Lib Dem business secretary Vince Cable has rebelled against Osborne's austerity agenda by ordering his civil servants not to discuss any planned cuts after 2015 with Treasury officials.

He has also asked the Office for Budget Responsibility to spell out the difference between Tory and Liberal Democrat economic plans.

"I am concerned that the distinction between these two periods is insufficiently clear," he wrote to OBR head Robert Chote. "The distinction is important because spending assumptions are very different to spending decisions: the former are indicative "placeholders" and are contingent on future government decisions about public spending, while the latter are definitive and highly unlikely to change.

"My observation of the broader public commentary on fiscal policy suggests that this important distinctions is not well understood."

Cable was swiftly slapped down by his Lib Dem colleague Danny Alexander, the Chief Secretary to the Treasury, who told BBC Radio 4's PM that "it's not the job of the OBR to set out political differences between parties".

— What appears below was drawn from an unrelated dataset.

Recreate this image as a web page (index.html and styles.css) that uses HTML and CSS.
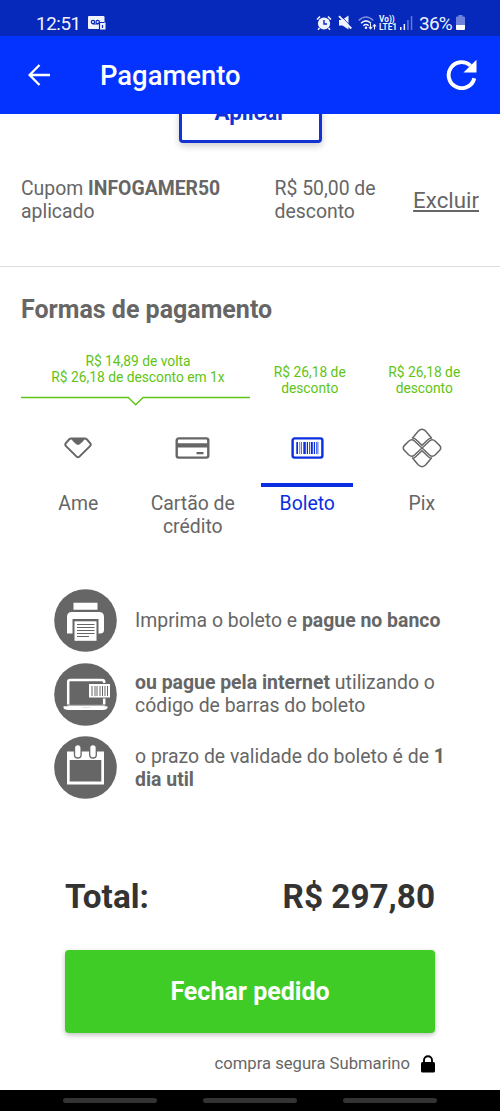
FILE: index.html
```html
<!DOCTYPE html>
<html lang="pt-BR">
<head>
<meta charset="utf-8">
<title>Pagamento</title>
<link rel="stylesheet" href="styles.css">
</head>
<body>
<div class="screen">
  <header class="status">
    <span class="clock">12:51</span>
    <svg class="voicemail" width="18" height="14" viewBox="0 0 18 14"><path d="M1 0h14.500a1 1 0 0 1 1 1v5.500h1v7h-5.500v-.5H1a1 1 0 0 1-1-1V1a1 1 0 0 1 1-1z" fill="#f0f3ff"/><g fill="none" stroke="#0628bb" stroke-width="1.200"><circle cx="5" cy="6" r="1.700"/><circle cx="9.700" cy="6" r="1.700"/><path d="M4.500 8h6M11.500 13V6.500h5M14.500 9v3"/></g></svg>
    <div class="indicators">
      <svg width="16" height="16" viewBox="0 0 16 16" class="alarm"><circle cx="8" cy="8.500" r="6.100" fill="#f0f3ff"/><path d="M8 5v4h3" fill="none" stroke="#0628bb" stroke-width="1.400"/><path d="M1 4.500 4 1.500M15 4.500l-3-3M3.500 13 2 14.700M12.500 13l1.500 1.700" stroke="#f0f3ff" stroke-width="1.600"/></svg>
      <svg width="14" height="15" viewBox="0 0 14 15" class="mute"><path d="M1 5h3l6.500-4.500v14L4.500 10.500H1z" fill="#f0f3ff"/><path d="M2.800 1 14 12.300" stroke="#0628bb" stroke-width="1"/><path d="M1 1.200 13.300 13.500" stroke="#f0f3ff" stroke-width="1.900"/></svg>
      <svg width="19" height="15" viewBox="0 0 19 15" class="wifi"><g fill="none" stroke="#f0f3ff" stroke-width="1.500"><path d="M.7 4.500Q8 -2.500 15.300 4.500" opacity=".5"/><path d="M3 7.200q5-4.600 10 0M5.300 9.700q2.700-2.400 5.400 0"/></g><circle cx="8" cy="11.800" r="1.300" fill="#f0f3ff"/><path d="M12.500 7.500v5M10.800 11l1.700 1.900 1.700-1.900M16.500 13.500V9M14.800 10.500l1.700-1.900 1.700 1.900" fill="none" stroke="#f0f3ff" stroke-width="1.100"/></svg>
      <span class="volte"><span>Vo))</span><span>LTE1</span></span>
      <svg width="13" height="14" viewBox="0 0 13 14" class="signal"><g fill="#f0f3ff"><path d="M0 11h1.500v3H0zM3.600 8h1.500v6H3.600z"/><path d="M7.200 4h1.500v10H7.200zM10.800 0h1.500v14h-1.500z" opacity=".4"/></g></svg>
      <span class="percent">36%</span>
      <svg width="9" height="15" viewBox="0 0 9 15" class="battery"><path d="M2.500 0h4v1.500H8a1 1 0 0 1 1 1V10H0V2.500a1 1 0 0 1 1-1h1.500z" fill="#6f83dc"/><path d="M0 10h9v4a1 1 0 0 1-1 1H1a1 1 0 0 1-1-1z" fill="#fff"/></svg>
    </div>
  </header>
  <nav class="appbar">
    <svg class="back" width="22" height="22" viewBox="0 0 22 22"><path d="M22 11H2M11.500 1 1.600 11l9.900 10" fill="none" stroke="#fff" stroke-width="2.300"/></svg>
    <h1 class="title">Pagamento</h1>
    <svg class="reload" width="31" height="31" viewBox="0 0 31 31"><path d="M28.300 19.200A13 13 0 1 1 24.500 6.600" fill="none" stroke="#fff" stroke-width="3.900"/><path d="M30.500 .7V13.500H17.500z" fill="#fff"/></svg>
  </nav>
  <main class="content">
    <div class="apply-clip"><button class="apply">Aplicar</button></div>
    <section class="coupon">
      <p class="coupon-name">Cupom <b>INFOGAMER50</b><br>aplicado</p>
      <p class="coupon-value">R$ 50,00 de<br>desconto</p>
      <a class="remove">Excluir</a>
    </section>
    <h2 class="heading">Formas de pagamento</h2>
    <section class="offers">
      <div class="offer offer-wide"><p class="offer-text">R$ 14,89 de volta<br>R$ 26,18 de desconto em 1x</p>
        <svg width="229" height="10" viewBox="0 0 229 10"><path d="M0 1.500h107.300l7.400 7.200 7.400-7.200H229" fill="none" stroke="#5fc414" stroke-width="1.400"/></svg></div>
      <p class="offer offer-text">R$ 26,18 de<br>desconto</p>
      <p class="offer offer-text">R$ 26,18 de<br>desconto</p>
    </section>
    <section class="methods">
      <div class="method"><div class="method-icon"><svg width="28" height="22" viewBox="0 0 28 22"><path d="M7.300 1.500h13.400Q22 1.500 23 2.500L26.300 6.300q1 1.500-.3 2.800L15.400 19.600q-1.400 1.400-2.800 0L2 9.100Q.7 7.800 1.700 6.300L5 2.500Q6 1.500 7.300 1.500z" fill="none" stroke="#666" stroke-width="2"/><path d="M7 1.500h14l-2 2.700-3.200 3q-1.800 1.300-3.600 0L9 4.200z" fill="#666"/></svg></div><span>Ame</span></div>
      <div class="method"><div class="method-icon"><svg width="35" height="22" viewBox="0 0 35 22"><rect x="1.700" y="1.400" width="31.600" height="19.200" rx="2" fill="none" stroke="#666" stroke-width="2.400"/><path d="M1 6.200h32v4.300H1zM21.500 15h7v2.200h-7z" fill="#666"/></svg></div><span>Cartão de<br>crédito</span></div>
      <div class="method selected"><div class="method-icon"><svg width="33" height="22" viewBox="0 0 33 22"><rect x="1.600" y="1.400" width="29.800" height="19.200" rx="2" fill="none" stroke="#0a2ee0" stroke-width="2.400"/><path d="M5.300 5h1.700v12H5.300zM8.500 5h.7v12h-.7zM10.300 5h.7v12h-.7zM12.300 5h2.500v12h-2.500zM15.800 5h1.200v12h-1.200zM18 5h.8v12H18zM19.800 5h2v12h-2zM22.800 5H24v12h-1.200zM25 5h.7v12H25zM26.500 5h.8v12h-.8z" fill="#0a2ee0"/></svg></div><span>Boleto</span></div>
      <div class="method"><div class="method-icon"><svg width="40" height="40" viewBox="0 0 40 40"><g fill="none" stroke="#666" stroke-width="1.500" stroke-linejoin="round"><path d="M10.500 9.900 16.200 3.200Q20 -.6 23.800 3.200L29.500 9.900Q27.800 9.900 26.400 11.300L20 17.300 13.600 11.300Q12.200 9.900 10.500 9.900z"/><path d="M10.500 30.100 16.200 36.800Q20 40.600 23.800 36.800L29.500 30.100Q27.800 30.100 26.400 28.700L20 22.700 13.600 28.700Q12.200 30.100 10.500 30.100z"/><path d="M20 20 12.200 12.700Q9.600 10.500 6.700 13.200L2.500 17.400Q0 20 2.500 22.600L6.700 26.800Q9.600 29.500 12.200 27.300zM20 20 27.800 12.700Q30.400 10.500 33.300 13.200L37.500 17.400Q40 20 37.500 22.600L33.300 26.800Q30.400 29.500 27.800 27.300z"/></g></svg></div><span>Pix</span></div>
    </section>
    <ul class="steps">
      <li class="step"><svg width="63" height="63" viewBox="0 0 63 63"><circle cx="31.500" cy="31.500" r="31.300" fill="#666"/><path d="M19.500 13.700h24v7h-24zM13 44.500V28q0-5 5-5h27q5 0 5 5v13q0 3.500-4 3.500h-1.500V30h-26v14.500z" fill="#fff"/><path d="M20.500 32.300h22v19.500h-22z" fill="#fff"/><path d="M23 35.500h17.500M23 38.500h17.500M23 41.500h17.500M23 44.500h17.500M23 47.500h12" stroke="#666" stroke-width="1"/></svg><p>Imprima o boleto e <b>pague no banco</b></p></li>
      <li class="step"><svg width="63" height="63" viewBox="0 0 63 63"><circle cx="31.500" cy="31.500" r="31.300" fill="#666"/><rect x="14.200" y="17" width="36" height="26" rx="2" fill="none" stroke="#fff" stroke-width="2.500"/><path d="M8 41.500h49v1H8z" fill="#666"/><path d="M9.500 43.300H27l1 1h8l1-1h16.500v1q0 2.700-5 2.700h-34q-5 0-5-2.700z" fill="#fff"/><path d="M34.500 20.500h22v14.500h-22z" fill="#fff" stroke="#666"/><path d="M38 23v10M41 23v10M43 23v10M46 23v10M48.500 23v10M51 23v10M53.500 23v10" stroke="#666" stroke-width="1"/></svg><p><b>ou pague pela internet</b> utilizando o<br>código de barras do boleto</p></li>
      <li class="step"><svg width="63" height="63" viewBox="0 0 63 63"><circle cx="31.500" cy="31.500" r="31.300" fill="#666"/><path d="M13 15.500h37v33H13z" fill="#fff"/><path d="M15.700 24h31.600v21.500H15.700z" fill="#666"/><g fill="#fff" stroke="#666" stroke-width="1.300"><rect x="20.500" y="8.500" width="6.600" height="13.500" rx="3.300"/><rect x="35.700" y="8.500" width="6.600" height="13.500" rx="3.300"/></g></svg><p>o prazo de validade do boleto é de <b>1<br>dia util</b></p></li>
    </ul>
    <section class="checkout">
      <div class="total"><span>Total:</span><span>R$ 297,80</span></div>
      <button class="submit">Fechar pedido</button>
      <p class="secure">compra segura Submarino <svg width="14" height="18" viewBox="0 0 14 18"><path d="M3 8V5.300a4 4 0 0 1 8 0V8" fill="none" stroke="#000" stroke-width="1.900"/><rect y="7" width="14" height="10.500" rx="1.500"/></svg></p>
    </section>
  </main>
  <footer class="system-nav"><i></i><i></i><i></i></footer>
</div>
</body>
</html>
```
FILE: styles.css
```css
* { box-sizing: border-box; }
body, h1, h2, p, ul { margin: 0; padding: 0; }
body { font-family: Roboto, "Liberation Sans", sans-serif; color: #666; background: #fff; }
svg { display: block; flex: none; }
.screen { width: 500px; height: 1111px; display: flex; flex-direction: column; overflow: hidden; white-space: nowrap; }
.status { height: 36px; flex: none; background: #0628bb; color: #f0f3ff; display: flex; align-items: flex-start; padding: 12px 35px 0 36px; }
.clock { font-size: 18.8px; line-height: 24px; width: 52px; letter-spacing: -0.4px; }
.voicemail { margin-top: 4px; }
.indicators { display: flex; margin-left: auto; }
.alarm, .mute { margin-top: 3px; }
.mute { margin-left: 6px; }
.wifi { margin: 4px 0 0 6px; }
.volte { display: flex; flex-direction: column; margin: 3px 0 0 2px; width: 19px; font-size: 8.3px; font-weight: 700; line-height: 8px; }
.signal { margin: 4px 0 0 2px; }
.percent { font-size: 19px; line-height: 24px; width: 34px; margin: 0 3px 0 6px; letter-spacing: -0.8px; }
.battery { margin-top: 3px; }
.appbar { height: 78px; flex: none; background: #0433ff; color: #fff; display: flex; align-items: center; padding: 0 23px 0 28px; }
.title { font-size: 27.4px; font-weight: 500; line-height: 36px; margin-left: 50px; padding-top: 2px; }
.reload { margin-left: auto; margin-top: -2px; }
.content { flex: 1; min-height: 0; }
.apply-clip { height: 50px; overflow: hidden; display: flex; align-items: flex-start; justify-content: center; }
.apply { width: 143px; height: 58px; margin-top: -29.500px; flex: none; border: 3px solid #1233d2; border-radius: 4px; background: #fff; color: #1233d2; font: 700 22.4px/48px Roboto, sans-serif; padding: 0 0 4px; box-shadow: 0 3px 7px rgba(0,0,0,.2); }
.coupon { height: 103px; border-bottom: 1px solid #ddd; display: grid; grid-template-columns: 253.500px 1fr auto; padding: 13px 21px 0; font-size: 19.400px; line-height: 23px; }
.remove { text-decoration: underline; font-size: 22.3px; line-height: 47px; }
.heading { font-size: 25px; line-height: 34px; padding: 26px 21px 0; }
.offers { display: grid; grid-template-columns: 229px 1fr 1fr; padding: 0 21px; height: 80px; margin-top: 26px; }
.offer-text { text-align: center; font-size: 13.800px; line-height: 16.300px; color: #5fc414; }
.offers > .offer-text { padding: 11px 0 0 5px; }
.offer-wide .offer-text { padding-left: 5px; margin-bottom: 10.400px; }
.methods { display: grid; grid-template-columns: repeat(4, 1fr); padding: 0 21px; height: 157px; margin-top: -12px; font-size: 19.400px; line-height: 22.600px; text-align: center; }
.method-icon { height: 66px; display: flex; justify-content: center; align-items: center; width: 92px; margin: 0 auto 6px; border-bottom: 4px solid transparent; padding-bottom: 9px; }
.selected { color: #0a2ee0; }
.selected .method-icon { border-color: #0a2ee0; }
.steps { list-style: none; padding: 11px 0 0 54px; display: flex; flex-direction: column; gap: 10.600px; }
.step { display: flex; align-items: center; gap: 18px; height: 63px; font-size: 19.420px; line-height: 23px; }
.checkout { padding: 74px 65px 0; }
.total { display: flex; justify-content: space-between; color: #333; font-size: 33.300px; font-weight: 700; line-height: 48px; }
.submit { display: block; width: 370px; height: 83px; margin-top: 29px; border: 0; border-radius: 4px; background: #3fcc26; color: #fff; font: 700 25px/83px Roboto, sans-serif; padding: 0; box-shadow: 0 2px 5px rgba(0,0,0,.25); }
.secure { display: flex; justify-content: flex-end; gap: 11px; font-size: 16.650px; line-height: 22px; margin-top: 20px; }
.secure svg { margin-top: 2px; }
.system-nav { height: 21px; flex: none; background: #000; display: flex; justify-content: center; gap: 46px; padding-top: 8px; }
.system-nav i { width: 94px; height: 5px; border-radius: 3px; background: #333; }
```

Other experts have poured scorn on Osborne's prospective cuts. Tony Dolphin, senior economist at the Institute for Public Policy and Research, warned that Osborne's planned cuts were "implausible".

Blogging on the Huffington Post UK, he wrote: "Given the scale of cuts in the public sector, [the OBR] can only make its growth forecast add up by assuming that consumer demand is boosted by households taking on more debt - and at an unprecedented pace.

"Extraordinarily, the OBR thinks that by 2019 the household sector will have a financial deficit twice as big as in 2007 and 2008 when the financial crisis hit. As result, the household debt-to-income ratio is forecast to rise beyond its pre-crisis peak to over 180 per cent.

"This is pretty implausible. If the next government tries to follow the deficit reduction path set out in the Autumn Statement, it can only succeed in the short-term because the household sector takes on debt at a faster pace than it did before the financial crisis. But that risks a house price bubble and bust, followed by a recession and ultimately a new blow-out in the government deficit."